Birds of Warriewood - Where to Look
Sunday August 21, 2011
[From the trip Birds of Sydney's Northern Beaches]
Starting at the Garden St entrance (note that a few sightings of Black Bittern have been made along the creek passing under Garden St), you walk into a timbered section of the wetland. The immediate are next to the road is a good area for White-cheeked Honeyeaters and Rose Robins in winter, and Black-faced Monarchs and Sacred Kingfishers in summer. By walking along the track, you may spot Red-browed Finches, White-throated Treecreepers, Laughing Kookaburras, Brown Gerygones and if you’re very quiet, maybe a Buff-banded Rail (crakes are also around apparently, but I’ve never seen one here). Spotted Pardalote are occasionally in the trees, and Rainbow, Scaly and Little Lorikeets can be seen if the Swamp Mahoganys are flowering. Swift Parrots have also been recorded in the reserve during winter months.

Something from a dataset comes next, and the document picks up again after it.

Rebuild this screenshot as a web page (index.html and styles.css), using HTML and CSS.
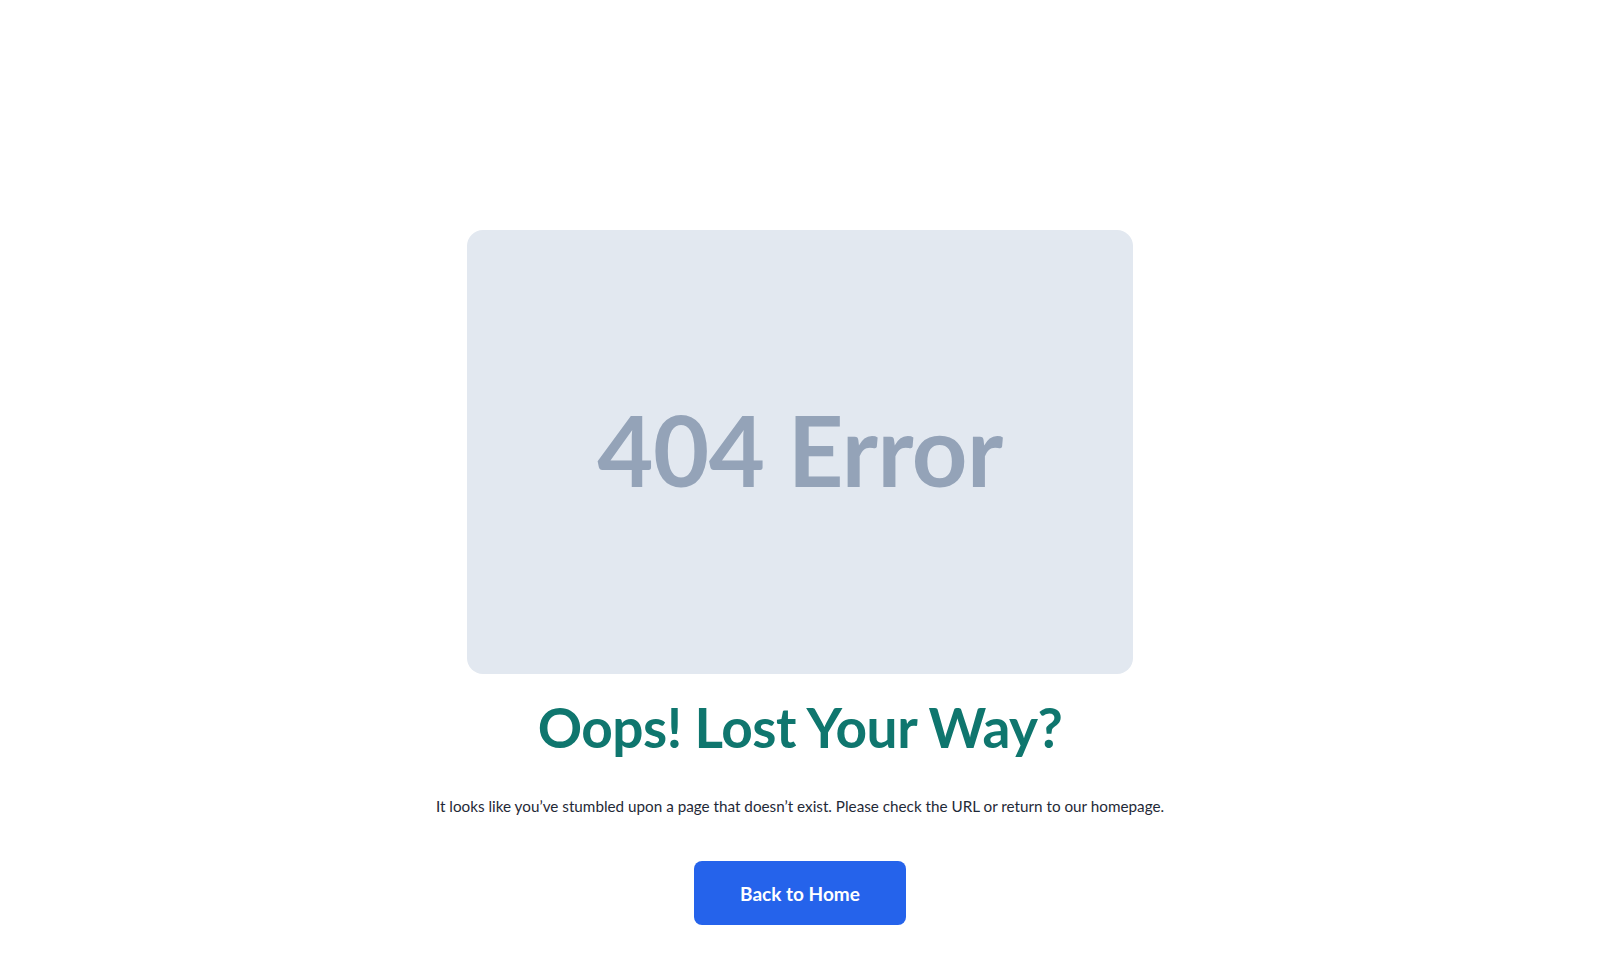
FILE: index.html
```html
<!DOCTYPE html>
<html lang="en">
<head>
<meta charset="utf-8">
<title>Page Not Found</title>
<link rel="stylesheet" href="styles.css">
</head>
<body>
  <main class="notfound">
    <div class="notfound__art">
      <span class="notfound__code">404 Error</span>
    </div>
    <h1 class="notfound__title">Oops! Lost Your Way?</h1>
    <p class="notfound__text">It looks like you’ve stumbled upon a page that doesn’t exist. Please check the URL or return to our homepage.</p>
    <a class="notfound__btn" href="#">Back to Home</a>
  </main>
</body>
</html>
```

FILE: styles.css
```css
* {
  box-sizing: border-box;
}

html, body {
  margin: 0;
  padding: 0;
  background: #ffffff;
}

body {
  font-family: Lato, "Noto Sans", sans-serif;
  color: #1f2937;
}

.notfound {
  display: flex;
  flex-direction: column;
  align-items: center;
  padding-top: 230px;
}

.notfound__art {
  width: 666px;
  height: 444px;
  padding-bottom: 6px;
  border-radius: 16px;
  background: #e2e8f0;
  display: flex;
  align-items: center;
  justify-content: center;
}

.notfound__code {
  font-family: Lato, "Liberation Sans", sans-serif;
  font-weight: 700;
  font-size: 97px;
  line-height: 1;
  color: #94a3b8;
  letter-spacing: -0.5px;
}

.notfound__title {
  margin: 21px 0 0;
  font-size: 55px;
  line-height: 64px;
  font-weight: 700;
  color: #0f766e;
  letter-spacing: -0.5px;
}

.notfound__text {
  margin: 35px 0 0;
  font-size: 15.25px;
  line-height: 24px;
  color: #1f2937;
}

.notfound__btn {
  margin-top: 43px;
  display: inline-flex;
  align-items: center;
  justify-content: center;
  width: 212px;
  height: 64px;
  border-radius: 8px;
  background: #2563eb;
  color: #ffffff;
  font-size: 19px;
  font-weight: 700;
  text-decoration: none;
}
```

As the boardwalk rises so it is a few metres above the ground, you will start seeing waterbirds. Purple Swamphen, Dusky Moorhen, Pacific Black Duck, Chestnut Teal, Grey Teal and Mallard are all common. Variegated Fairy-wrens can be seen sometimes, and in summer there is always a chance for Australasian Reed-warbler, Tawny Grassbird and Latham’s Snipe. Great Egrets and Royal Spoonbills are possible (as are crakes and rails).
I have always found this raised boardwalk one of the best locations in Warriewood to spot raptors, as it gives you a wide, treeless view across much of the reserve. I have previously seen Brown Goshawk, Grey Goshawk and Swamp Harrier while on this walk.
At the end (when you enter the casuarina grove), continue walking around to the left of the playground and head along the road towards the shopping centre. Walking along the back of the shopping centre sometimes gives nice surprises (eg: Diamond Python lying in a puddle once), but is generally not a very good location for birds.
You will re-enter the reserve when you walk past the shopping centre, then there is another boardwalk on your left. Follow this, looking out for Reed-warblers. This is one of the less healthy parts of the reserve in my opinion, but is another good spot to see raptors.
At the very end of this track, back on the west side of the reserve, there are two large ponds which often turn up some birds that aren’t around in the other parts of the wetland. By scanning each pond, you may pick up Australasian Grebe, Royal Spoonbill, Great Egret, Black and Little Pied Cormorants. A pair of Little Bittern were present in the left pond for a month or so in 2006, but none have been seen since.
Continuing along the track (following it to the left), you walk along the side of the reserve. Along this track, I have seen Sulphur-crested Cockatoos, Long-billed Corellas, Galahs, Silvereyes and Masked Lapwings. By staying with the reserve on your left, you will get back to Garden St where you started.